Briga, agora, será pela distribuição de forças entre aliados e rivais de Bolsonaro dentro da CPI
Rafael Moreira*, O Estado de S.Paulo
Na política brasileira, o timing de cada novo fato político define qual será a consequência daquele determinado acontecimento. Nesse sentido, a criação da CPI da Covid chega no pior momento possível para o governo federal, no qual os índices de popularidade do presidente Bolsonaro estão em queda, o isolamento político do País já se tornou um fato consumado (com desdobramentos inclusive sanitários), e o dilema economia versus saúde no combate à pandemia já se mostrou falso, pois a recuperação econômica só virá após a vacinação em massa. Se o Brasil estivesse em um governo dentro da normalidade democrática, as consequências seriam mais previsíveis, e a instauração de um processo de impeachment seria algo esperado dentro do horizonte de possibilidades, considerando as inúmeras evidências de que o governo federal atuou para a disseminação do vírus, e não para o seu combate.
Entretanto, o revezamento entre reuniões presenciais e virtuais por parte da CPI irá dificultar a capacidade de articulação política dos parlamentares que a integram. Ademais, o medo da pandemia impede que haja um movimento de massa nas ruas, seja exigindo um avanço no processo de vacinação, seja pressionando os parlamentares para que os crimes de responsabilidade por parte do Presidente da República e dos integrantes do seu governo durante a pandemia sejam apurados.

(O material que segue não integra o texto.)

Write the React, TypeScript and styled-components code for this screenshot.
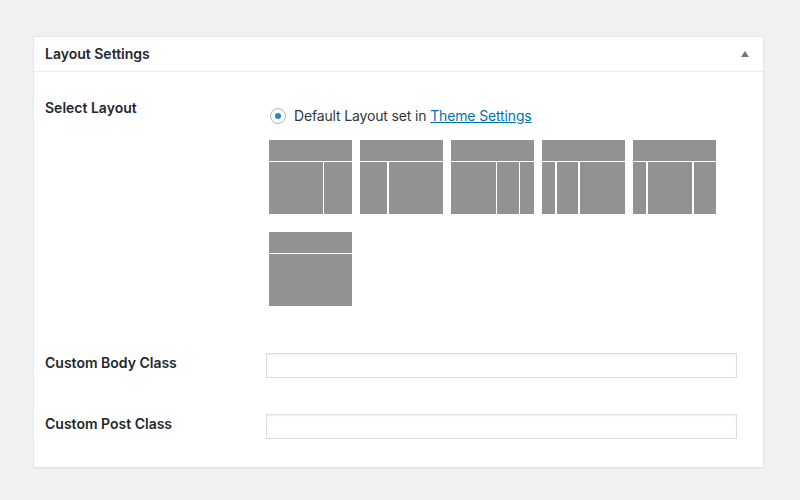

É fato que alguns analistas têm repetido que “trata-se do começo do fim do governo Bolsonaro”, mas é preciso cautela nessa leitura, que reaparece de tempos em tempos, desde a saída de Sérgio Moro do governo federal. O bolsonarismo tem uma alta capacidade de reorganização interna e de criação de novas narrativas para combater qualquer ameaça que abreviem o atual mandato. O potencial de estrago, porém, está dado. A briga, agora, será pela distribuição de forças entre aliados e rivais de Bolsonaro dentro da CPI.